See if you can bring back to mind what are the five ways to organize information. If you can’t remember, consider reviewing the workshop.
Think about how you might change your classroom or learning environment so you’re ready to take advantage of great questions or sparks of interest that come your way.
And choose one idea you’re going to actually try with your kids. Let me know how it goes! I love encouraging e-mails!
One thing we talked about earlier is how the amount of information in the world is doubling every five years. It’s like we’re on a treadmill that’s moving faster and faster and faster until we’re hanging on for dear life. For the most part, everyone is too busy to rest, reflect, imagine, or play. Let me suggest, as one last idea, that you schedule time for reflection into your week. Give your kids’ imaginations time to gaze at the clouds and just imagine. You have to push back against the culture to make it happen, but it can make a big difference in the long run for your kids’ ability to think.

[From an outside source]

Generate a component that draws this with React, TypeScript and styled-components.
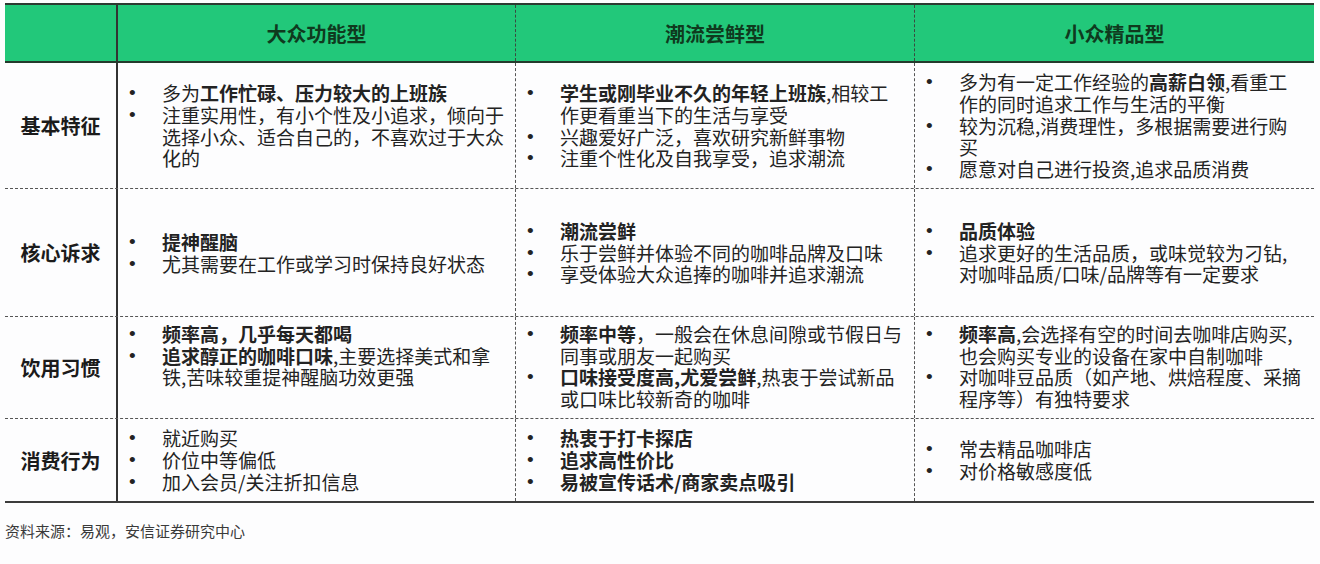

When I read this, I couldn’t believe how it described modern life. I mean, Lewis Carroll wrote the book way back in the 1870s. How could he know what we’d be up against today?
Alice and the Queen had been running like mad when Alice discovered they were still under the very same tree. “Why, I do believe we’ve been under this tree all the time! Everything’s just as it was.”
“Of course it is,” said the Queen. “What would you have it?”
“Well, in our country,” said Alice, still panting a little, “you’d generally get to somewhere else—if you ran very fast for a very long time as we’ve been doing."
"A slow sort of country!" said the Queen. "Now, here, you see, it takes all the running you can do just to keep in the same place. If you want to get somewhere else, you must run at least twice as fast!"
With that I leave you, hoping you’re now better equipped to nurture your kids excitement of learning, build confidence through early success and build a framework of knowledge and skills to which they can connect new learning throughout their lives.